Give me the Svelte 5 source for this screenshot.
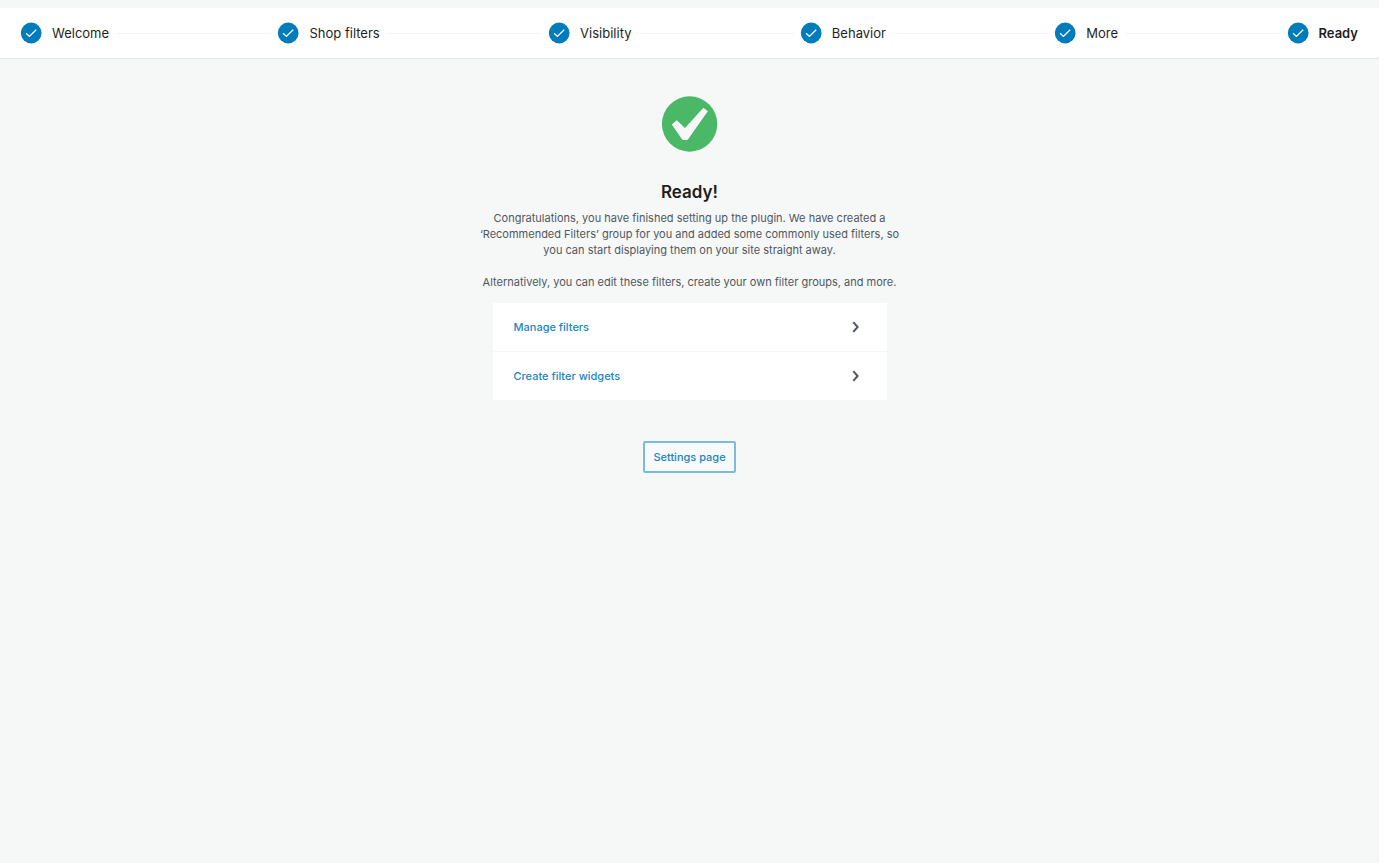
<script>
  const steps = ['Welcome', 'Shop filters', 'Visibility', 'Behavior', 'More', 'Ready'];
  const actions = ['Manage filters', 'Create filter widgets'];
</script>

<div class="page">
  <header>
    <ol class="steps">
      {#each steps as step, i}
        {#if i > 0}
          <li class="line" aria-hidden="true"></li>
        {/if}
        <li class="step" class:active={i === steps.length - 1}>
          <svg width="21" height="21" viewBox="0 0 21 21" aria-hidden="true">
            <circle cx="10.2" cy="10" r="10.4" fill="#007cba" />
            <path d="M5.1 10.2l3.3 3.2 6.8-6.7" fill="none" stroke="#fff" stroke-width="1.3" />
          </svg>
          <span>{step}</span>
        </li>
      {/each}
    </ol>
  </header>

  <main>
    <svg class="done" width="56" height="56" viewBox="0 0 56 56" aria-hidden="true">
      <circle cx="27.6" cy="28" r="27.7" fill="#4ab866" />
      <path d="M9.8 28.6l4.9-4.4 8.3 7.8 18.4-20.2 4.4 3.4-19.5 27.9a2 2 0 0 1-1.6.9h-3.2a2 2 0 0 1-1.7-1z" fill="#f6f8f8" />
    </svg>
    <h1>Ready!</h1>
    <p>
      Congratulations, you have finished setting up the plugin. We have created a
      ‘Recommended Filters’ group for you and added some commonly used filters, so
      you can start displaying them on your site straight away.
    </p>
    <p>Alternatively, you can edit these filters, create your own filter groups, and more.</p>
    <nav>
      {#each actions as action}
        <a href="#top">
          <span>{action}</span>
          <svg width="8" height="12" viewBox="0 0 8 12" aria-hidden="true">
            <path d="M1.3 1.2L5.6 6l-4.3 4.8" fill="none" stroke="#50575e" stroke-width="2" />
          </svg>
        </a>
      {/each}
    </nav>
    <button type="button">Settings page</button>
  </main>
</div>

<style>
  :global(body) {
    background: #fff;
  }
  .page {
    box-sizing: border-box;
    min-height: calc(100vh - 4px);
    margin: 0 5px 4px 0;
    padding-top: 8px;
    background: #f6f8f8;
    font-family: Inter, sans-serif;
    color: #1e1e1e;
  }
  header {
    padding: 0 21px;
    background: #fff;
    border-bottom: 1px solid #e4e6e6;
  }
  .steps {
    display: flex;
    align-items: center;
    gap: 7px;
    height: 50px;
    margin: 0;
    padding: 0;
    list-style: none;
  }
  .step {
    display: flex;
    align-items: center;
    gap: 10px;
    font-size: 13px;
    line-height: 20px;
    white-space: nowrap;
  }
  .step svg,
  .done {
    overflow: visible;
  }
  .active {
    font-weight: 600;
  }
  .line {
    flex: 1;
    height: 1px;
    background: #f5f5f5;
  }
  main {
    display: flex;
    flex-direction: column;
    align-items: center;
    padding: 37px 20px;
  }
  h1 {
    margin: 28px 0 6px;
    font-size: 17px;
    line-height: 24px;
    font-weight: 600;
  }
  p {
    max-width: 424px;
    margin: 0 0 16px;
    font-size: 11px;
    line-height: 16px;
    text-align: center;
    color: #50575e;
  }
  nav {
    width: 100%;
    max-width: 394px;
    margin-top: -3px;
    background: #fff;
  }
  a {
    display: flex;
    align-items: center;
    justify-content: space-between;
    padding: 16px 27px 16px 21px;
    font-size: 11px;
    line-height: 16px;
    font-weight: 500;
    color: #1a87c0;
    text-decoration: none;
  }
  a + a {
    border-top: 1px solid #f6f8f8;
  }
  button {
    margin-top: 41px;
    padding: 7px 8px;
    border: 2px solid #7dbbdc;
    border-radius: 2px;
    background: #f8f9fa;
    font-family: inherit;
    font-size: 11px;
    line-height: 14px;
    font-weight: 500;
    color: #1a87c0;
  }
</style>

==

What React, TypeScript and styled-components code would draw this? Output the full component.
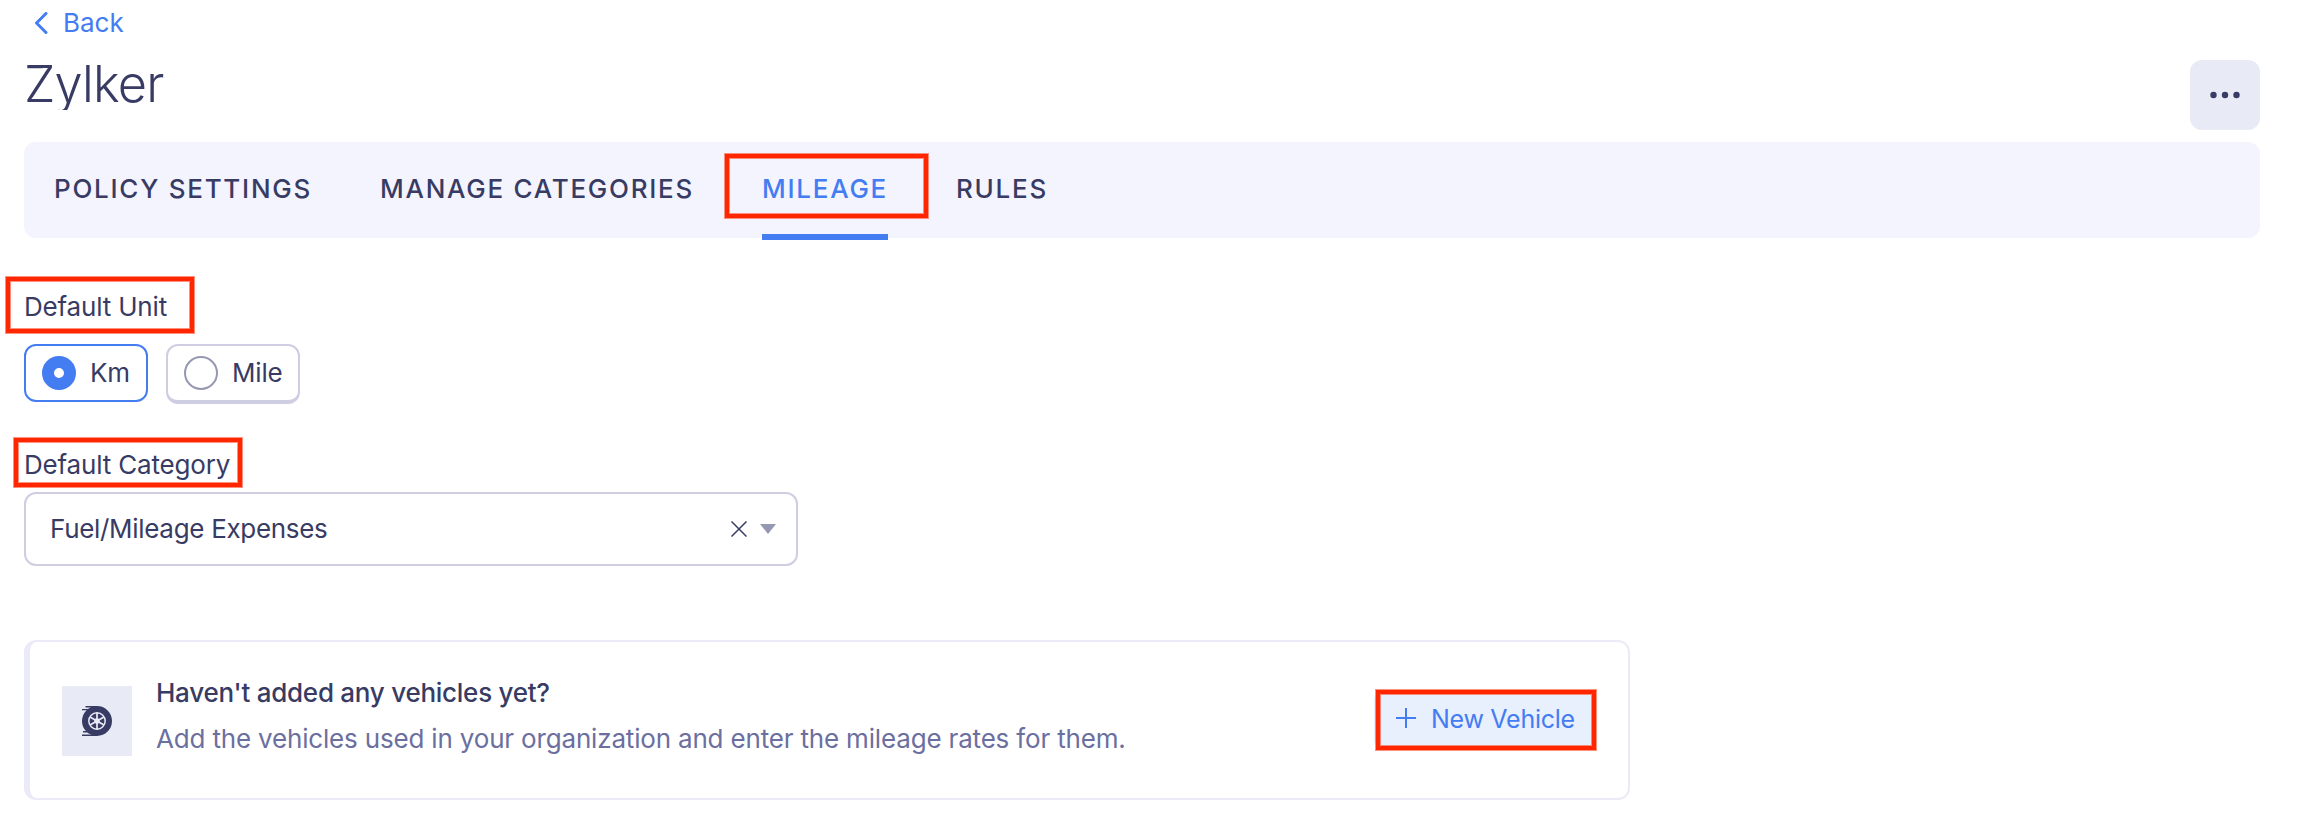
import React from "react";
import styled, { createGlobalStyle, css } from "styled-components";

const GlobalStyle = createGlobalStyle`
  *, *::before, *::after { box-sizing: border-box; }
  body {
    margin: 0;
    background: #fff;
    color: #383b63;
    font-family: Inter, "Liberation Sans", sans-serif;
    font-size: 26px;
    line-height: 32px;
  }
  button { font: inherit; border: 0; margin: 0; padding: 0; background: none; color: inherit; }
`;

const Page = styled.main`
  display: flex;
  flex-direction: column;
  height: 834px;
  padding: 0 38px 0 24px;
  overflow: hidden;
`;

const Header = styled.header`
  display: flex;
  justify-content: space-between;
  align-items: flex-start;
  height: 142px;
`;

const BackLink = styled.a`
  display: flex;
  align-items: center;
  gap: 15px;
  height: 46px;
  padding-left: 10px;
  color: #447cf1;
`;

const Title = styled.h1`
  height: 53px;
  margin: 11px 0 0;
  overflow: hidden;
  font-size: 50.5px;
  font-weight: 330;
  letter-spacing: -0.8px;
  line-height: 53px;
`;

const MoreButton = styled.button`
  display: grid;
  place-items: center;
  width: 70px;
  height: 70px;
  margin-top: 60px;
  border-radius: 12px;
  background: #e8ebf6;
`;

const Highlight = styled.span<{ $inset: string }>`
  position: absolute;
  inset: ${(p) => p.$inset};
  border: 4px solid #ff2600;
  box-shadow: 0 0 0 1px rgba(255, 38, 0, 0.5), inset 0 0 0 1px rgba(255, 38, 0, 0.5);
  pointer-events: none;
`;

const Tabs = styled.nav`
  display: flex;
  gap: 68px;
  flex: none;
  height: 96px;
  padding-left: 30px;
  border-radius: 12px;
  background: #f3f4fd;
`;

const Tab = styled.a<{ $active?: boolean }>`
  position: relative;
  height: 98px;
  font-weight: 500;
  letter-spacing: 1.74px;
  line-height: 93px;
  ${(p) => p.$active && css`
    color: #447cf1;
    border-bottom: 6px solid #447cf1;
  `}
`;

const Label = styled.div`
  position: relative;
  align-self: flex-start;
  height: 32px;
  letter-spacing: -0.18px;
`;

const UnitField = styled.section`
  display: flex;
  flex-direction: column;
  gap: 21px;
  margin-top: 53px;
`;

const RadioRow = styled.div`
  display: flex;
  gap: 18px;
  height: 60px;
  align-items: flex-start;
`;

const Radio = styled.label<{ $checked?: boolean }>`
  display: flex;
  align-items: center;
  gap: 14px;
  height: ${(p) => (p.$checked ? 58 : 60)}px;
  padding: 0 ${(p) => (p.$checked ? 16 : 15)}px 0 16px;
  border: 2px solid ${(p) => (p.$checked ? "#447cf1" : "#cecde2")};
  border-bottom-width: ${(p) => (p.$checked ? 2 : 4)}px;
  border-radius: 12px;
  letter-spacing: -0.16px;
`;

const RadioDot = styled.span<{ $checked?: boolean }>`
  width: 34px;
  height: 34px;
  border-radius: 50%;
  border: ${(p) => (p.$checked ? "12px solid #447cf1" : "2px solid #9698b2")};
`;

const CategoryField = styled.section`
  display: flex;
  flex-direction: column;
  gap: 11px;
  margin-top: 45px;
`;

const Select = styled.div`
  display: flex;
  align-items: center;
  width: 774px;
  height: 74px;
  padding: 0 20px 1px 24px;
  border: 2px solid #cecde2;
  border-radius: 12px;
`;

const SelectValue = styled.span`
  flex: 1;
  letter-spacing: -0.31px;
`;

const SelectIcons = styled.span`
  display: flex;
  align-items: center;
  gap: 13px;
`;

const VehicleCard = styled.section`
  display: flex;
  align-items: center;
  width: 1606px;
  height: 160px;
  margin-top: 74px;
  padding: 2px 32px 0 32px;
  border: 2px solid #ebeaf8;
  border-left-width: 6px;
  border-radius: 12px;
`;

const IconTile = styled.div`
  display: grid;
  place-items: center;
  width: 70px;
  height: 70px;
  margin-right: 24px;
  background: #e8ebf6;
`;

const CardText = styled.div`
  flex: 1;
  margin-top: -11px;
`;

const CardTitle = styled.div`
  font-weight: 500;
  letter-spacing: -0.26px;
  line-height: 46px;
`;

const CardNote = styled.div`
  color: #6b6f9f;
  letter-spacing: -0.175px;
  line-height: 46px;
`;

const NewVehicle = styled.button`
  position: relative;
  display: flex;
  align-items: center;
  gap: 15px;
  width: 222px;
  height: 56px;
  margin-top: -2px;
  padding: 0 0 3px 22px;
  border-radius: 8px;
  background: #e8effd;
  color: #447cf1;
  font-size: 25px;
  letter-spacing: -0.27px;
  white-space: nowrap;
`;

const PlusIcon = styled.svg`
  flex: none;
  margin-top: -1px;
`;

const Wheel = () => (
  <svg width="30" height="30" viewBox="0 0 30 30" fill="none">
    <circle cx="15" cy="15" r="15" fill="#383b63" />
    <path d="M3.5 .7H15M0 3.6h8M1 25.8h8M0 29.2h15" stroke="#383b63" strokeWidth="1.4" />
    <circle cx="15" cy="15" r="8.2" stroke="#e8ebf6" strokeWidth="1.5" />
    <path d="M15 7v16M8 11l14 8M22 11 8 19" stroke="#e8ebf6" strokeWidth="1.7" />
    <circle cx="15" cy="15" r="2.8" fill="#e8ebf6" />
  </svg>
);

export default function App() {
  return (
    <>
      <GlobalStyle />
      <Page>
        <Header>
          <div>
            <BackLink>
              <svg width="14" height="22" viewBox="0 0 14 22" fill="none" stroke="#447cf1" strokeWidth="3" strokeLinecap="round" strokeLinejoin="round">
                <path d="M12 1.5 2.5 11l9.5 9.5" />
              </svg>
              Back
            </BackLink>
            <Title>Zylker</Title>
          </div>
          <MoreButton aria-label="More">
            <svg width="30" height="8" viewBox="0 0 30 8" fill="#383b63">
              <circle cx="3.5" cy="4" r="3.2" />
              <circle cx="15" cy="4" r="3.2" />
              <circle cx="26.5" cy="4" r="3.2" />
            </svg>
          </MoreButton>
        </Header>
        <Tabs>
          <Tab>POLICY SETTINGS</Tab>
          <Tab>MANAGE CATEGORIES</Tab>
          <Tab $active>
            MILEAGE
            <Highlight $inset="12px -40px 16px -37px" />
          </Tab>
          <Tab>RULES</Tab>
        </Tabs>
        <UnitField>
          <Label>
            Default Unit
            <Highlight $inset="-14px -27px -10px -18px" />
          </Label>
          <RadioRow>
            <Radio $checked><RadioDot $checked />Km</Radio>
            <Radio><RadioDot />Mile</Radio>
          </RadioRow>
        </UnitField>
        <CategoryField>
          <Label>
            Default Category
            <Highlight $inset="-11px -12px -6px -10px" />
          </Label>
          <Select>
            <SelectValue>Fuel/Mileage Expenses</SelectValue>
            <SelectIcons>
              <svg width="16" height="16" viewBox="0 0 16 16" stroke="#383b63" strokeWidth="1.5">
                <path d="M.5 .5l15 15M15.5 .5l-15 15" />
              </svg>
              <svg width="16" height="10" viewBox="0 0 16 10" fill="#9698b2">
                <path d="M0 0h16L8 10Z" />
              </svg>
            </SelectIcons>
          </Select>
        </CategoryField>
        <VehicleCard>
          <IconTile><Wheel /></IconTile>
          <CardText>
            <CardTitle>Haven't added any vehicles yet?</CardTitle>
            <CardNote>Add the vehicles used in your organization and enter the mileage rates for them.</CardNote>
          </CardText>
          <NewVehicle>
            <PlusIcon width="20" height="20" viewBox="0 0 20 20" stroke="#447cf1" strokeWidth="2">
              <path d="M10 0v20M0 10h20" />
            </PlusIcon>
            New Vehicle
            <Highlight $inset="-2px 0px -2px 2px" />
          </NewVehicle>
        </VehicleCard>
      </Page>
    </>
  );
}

* Task instructions *
Go through the records above, find every line with the word "components", and list those lines.

* Right answer *
What React, TypeScript and styled-components code would draw this? Output the full component.
import styled, { createGlobalStyle, css } from "styled-components";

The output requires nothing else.